A few weeks ago, I wrote a diary on sexism. In it, I tried to highlight the "pedestal effect" of sexism, which is the notion that women, though oppressed, are actually in a higher and better position than men. I limited that diary to a small selection of 19th century writings that heralded woman's delicate touch on society:
That is, the social contribution of woman was fulfilled by their exercising their tempering effcts on men, particularly business men, who operated in a sphere largely devoid of religious values. In other words, women ought to be excluded from the public sphere because their work in the private sphere is so important.

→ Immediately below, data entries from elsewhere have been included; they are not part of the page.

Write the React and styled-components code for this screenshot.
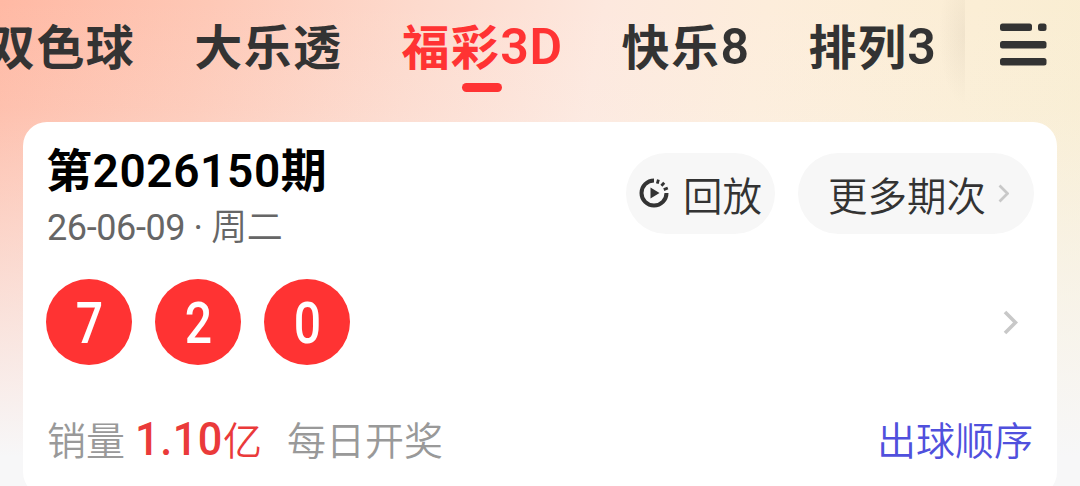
import React from 'react';
import styled, { createGlobalStyle } from 'styled-components';

const GlobalStyle = createGlobalStyle`
  * {
    box-sizing: border-box;
  }

  body {
    margin: 0;
    overflow: hidden;
    font-family: Roboto, "Noto Sans CJK SC", sans-serif;
    color: #333333;
  }
`;

const Page = styled.div`
  height: 486px;
  overflow: hidden;
  background:
    linear-gradient( 180deg, rgba( 247, 247, 248, 0 ) 0%, rgba( 247, 247, 248, 0.1 ) 22%, #f7f7f8 94% ),
    linear-gradient( 100deg, #ffb9a4 0%, #fec8b6 18%, #fddacd 36%, #fde8de 52%, #fdeddb 66%, #fbeed5 84%, #f8edd0 100% );
`;

const Header = styled.header`
  display: flex;
  height: 122px;
`;

const Tabs = styled.nav`
  flex: none;
  display: flex;
  gap: 59px;
  width: 965px;
  overflow: hidden;
  background: radial-gradient( 26px 70px at 100% 35px, rgba( 120, 100, 80, 0.08 ), transparent );
`;

const Tab = styled.div`
  flex: none;
  display: flex;
  flex-direction: column;
  align-items: center;
  margin-left: ${( props ) => props.$shift || 0}px;
  padding-top: 15px;
  font-size: 48px;
  line-height: 68px;
  letter-spacing: 1.4px;
  font-weight: 600;
  white-space: nowrap;
  color: ${( props ) => props.$active ? '#ff3333' : '#333333'};

  &::after {
    content: '';
    width: 40px;
    height: 9px;
    border-radius: 5px;
    background: ${( props ) => props.$active ? '#ff3333' : 'transparent'};
  }
`;

const Latin = styled.span`
  font-size: 50px;
  line-height: 1;
  letter-spacing: 0.6px;
  vertical-align: 1px;
`;

const MenuIcon = styled.svg`
  flex: none;
  width: 48px;
  height: 44px;
  margin: 23px 0 0 35px;
`;

const Card = styled.section`
  width: 1034px;
  height: 374px;
  margin-left: 23px;
  padding: 24px 24px 0;
  border-radius: 24px;
  background: #fff;
`;

const CardHead = styled.div`
  display: flex;
  justify-content: space-between;
  height: 133px;
  margin-right: -1px;
`;

const Issue = styled.h1`
  margin: -1px 0 0 -1px;
  font-size: 46px;
  line-height: 52px;
  letter-spacing: 0.6px;
  font-weight: 600;
  color: #000;
`;

const DrawDate = styled.div`
  padding-top: 3px;
  font-size: 36px;
  line-height: 56px;
  letter-spacing: -0.4px;
  color: #666666;
`;

const Weekday = styled.span`
  font-weight: 350;
`;

const Actions = styled.div`
  display: flex;
  gap: 23px;
  padding-top: 7px;
`;

const Pill = styled.button`
  display: flex;
  align-items: center;
  width: ${( props ) => props.$width}px;
  height: 81px;
  padding: 0 0 0 ${( props ) => props.$indent}px;
  border: 0;
  border-radius: 41px;
  background: #f7f7f7;
  font: 350 39.5px/79px "Noto Sans CJK SC", sans-serif;
  color: #333333;
  white-space: nowrap;
`;

const ReplayIcon = styled.svg`
  flex: none;
  width: 30px;
  height: 30px;
  margin: -2px 14px 0 0;
`;

const Chevron = styled.svg`
  flex: none;
  width: ${( props ) => props.$size * 0.6}px;
  height: ${( props ) => props.$size}px;
  margin-left: ${( props ) => props.$gap || 0}px;
`;

const Balls = styled.div`
  display: flex;
  align-items: center;
  gap: 23px;
  height: 86px;
  margin-left: -1px;
  padding-right: 15px;

  svg {
    margin-left: auto;
  }
`;

const Ball = styled.div`
  width: 86px;
  height: 86px;
  border-radius: 50%;
  background: #ff3333;
  color: #fff;
  font-size: 58px;
  line-height: 88px;
  font-weight: 500;
  text-align: center;
`;

const Digit = styled.span`
  display: inline-block;
  transform: scaleX( 0.83 );
`;

const Footer = styled.div`
  display: flex;
  align-items: baseline;
  margin-top: 44px;
  font: 350 39px/58px "Noto Sans CJK SC", sans-serif;
  color: #999999;
  white-space: nowrap;
`;

const Amount = styled.span`
  display: flex;
  align-items: baseline;
  margin: 0 25px 0 10px;
  color: #ea3a3a;

  b {
    width: 88px;
    font: 500 47px/58px Roboto, sans-serif;
    letter-spacing: 0.6px;
    transform: scaleX( 0.92 );
    transform-origin: left;
  }
`;

const OrderLink = styled.a`
  margin-left: auto;
  color: #5050dd;
`;

const tabs = [
  { name: '双色球', shift: -13 },
  { name: '大乐透' },
  { name: '福彩', latin: '3D', active: true },
  { name: '快乐', latin: '8' },
  { name: '排列', latin: '3' },
];

function Arrow({ size, gap }) {
  return (
    <Chevron $size={size} $gap={gap} viewBox="0 0 15 25">
      <path d="M2 2L12.5 12.5L2 23" fill="none" stroke="#c8c8c8" strokeWidth="3.6" />
    </Chevron>
  );
}

function App() {
  return (
    <Page>
      <GlobalStyle />
      <Header>
        <Tabs>
          { tabs.map(({ name, latin, shift, active }) => (
            <Tab key={name} $shift={shift} $active={active}>
              <span>{name}{ latin && <Latin>{latin}</Latin> }</span>
            </Tab>
          ))}
        </Tabs>
        <MenuIcon viewBox="0 0 48 44" fill="#333333">
          <rect x="0" y="0.5" width="32" height="7.5" rx="2.5" />
          <rect x="38" y="0.5" width="8.5" height="7.5" rx="2.5" />
          <rect x="0" y="18" width="46.5" height="7.5" rx="2.5" />
          <rect x="0" y="35" width="46.5" height="7.5" rx="2.5" />
        </MenuIcon>
      </Header>
      <Card>
        <CardHead>
          <div>
            <Issue>第2026150期</Issue>
            <DrawDate>26-06-09 · <Weekday>周二</Weekday></DrawDate>
          </div>
          <Actions>
            <Pill $width={149} $indent={13}>
              <ReplayIcon viewBox="0 0 30 30">
                <path d="M15 2.5A12.5 12.5 0 1 0 27.5 15" fill="none" stroke="#333333" strokeWidth="4" />
                <path d="M18.3 5.6L19.4 1.6M22.4 7.8L25.2 4.8M24.8 11.6L28.8 10" fill="none" stroke="#333333" strokeWidth="2.8" />
                <path d="M11.5 9.5L20.5 15L11.5 20.5Z" fill="#333333" />
              </ReplayIcon>
              回放
            </Pill>
            <Pill $width={236} $indent={30}>
              更多期次
              <Arrow size={19} gap={12} />
            </Pill>
          </Actions>
        </CardHead>
        <Balls>
          { ['7', '2', '0'].map(( n ) => (
            <Ball key={n}><Digit>{n}</Digit></Ball>
          ))}
          <Arrow size={25} />
        </Balls>
        <Footer>
          <span>销量</span>
          <Amount><b>1.10</b>亿</Amount>
          <span>每日开奖</span>
          <OrderLink>出球顺序</OrderLink>
        </Footer>
      </Card>
    </Page>
  );
}

export default App;
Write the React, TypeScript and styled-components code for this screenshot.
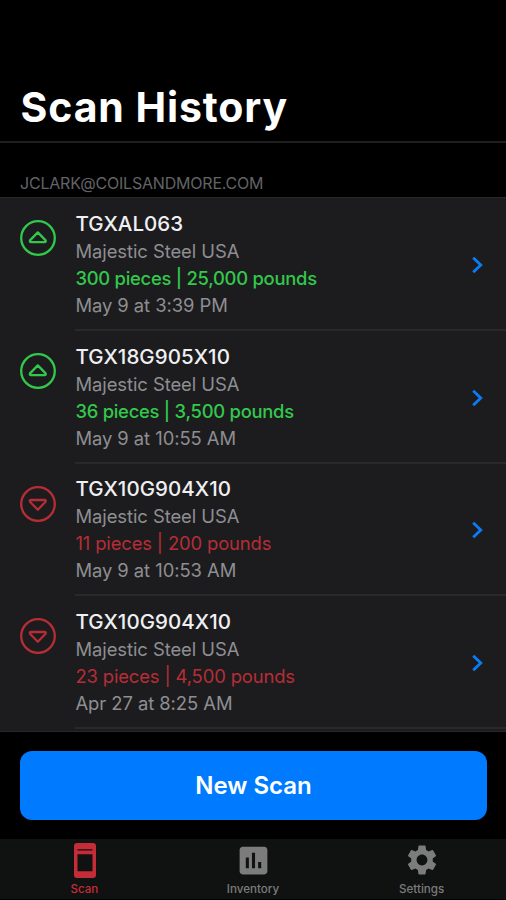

Although it's wrapped up in the language of choice and privilege, the recent dust-up over the Rosen/Romney affair has brought to the fore the longstanding and deeply held belief that there are two spheres of influence: a public sphere, belonging mainly to men, and a domestic sphere, belonging mainly to women. Ann Romney confirmed the continued relevance of these spheres of influence, and the pedestal effect, when she said
this:
"He listens to a lot of different women," she said. "I will tell you that Mitt said to me more times than you would imagine, Ann, your job is more important than mine." (Emphasis added.)
In that one sentence, Ann Romney gave credence to two centuries of American thought on women: Our value is derived from our acquiescence to the domestic sphere and our pride stems from our private influence on the lives of men.
Catharine Beecher, older sister to Harriet Beecher Stowe, did some important work on behalf of women:
After beginning her teaching career in 1821, Catharine Beecher founded the Hartford Female Seminary, a school geared specifically to provide higher education to women, in 1823. In 1832, she founded the Western Female Institute in Cincinnati, and went on to help found a number of other institutions in the Midwest that gave women access to higher education. In 1852, she established the American Woman's Educational Association to expand the number of teachers in schools on the western frontier.
Miss Beecher was, however, firmly committed to the idea that women belonged in the domestic sphere and, in order to fulfill her proper role, woman should subordinate herself to man. One of her early published works,
A Treatise on Domestic Economy: For the Use of Young Ladies at Home and at School, begins with an extensive quote from Alexis de Toqueville, which
concludes with this:
As for myself, I do not hesitate to avow, that, although the women of the United States are confined within the narrow circle of domestic life, and their situation is, in some respects, one of extreme dependence, I have nowhere seen women occupying a loftier position; and if I were asked, now I am drawing to the close of this work, in which I have spoken of so many important things done by the Americans, to what the singular prosperity and growing strength of that people ought mainly to be attributed, I should reply, -- to the superiority of their women.
From that, Miss Beecher
springboards to the proposition that women are the equals of men, not by force of law, but as a product of cultural norms:
[Women] are made subordinate in station, only where a regard to their best interests demands it, while, as if in compensation for this, by custom and courtesy, they are always treated as superiors.
This is precisely where the Romneys are now. However ignorant of history they likely are, Ann Romney's "choice" could be made at any point in American history, without regard to whether she was relying on legal rights or cultural ideals. And Mitt can praise Ann's work, even holding her up as superior to himself without a moment's thought as to the reason he proclaims her to be superior to himself.
Some decades later, Miss Beecher would use her worldview of woman's proper place as a central justification for opposing woman's suffrage. In Woman's Profession as Mother and Educator; with Views in Opposition to Woman Suffrage, she quotes a letter she recieved:
And yet, held back as I am, and must be, from the life of the street, the caucus, and the primary political meetings, and not more by my incapacity for man's work than by his incapacity for mine -- living chiefly at home, because my work is home work -- what can I know of the fitness of candidates for local offices, or of the machinery of political parties?
That woman's questions are the inevitable consequence of an unchallenged notion of the domestic sphere for women and a public sphere for men.
The separate spheres still invade our culture. Ann Romney demonstrated as much when she gave her husband points for saying that what she does is more important than any of his work. Her shame, like that of Catharine Beecher, lies in the failure to ask a simple question: If it's so important, why is it not within the public sphere?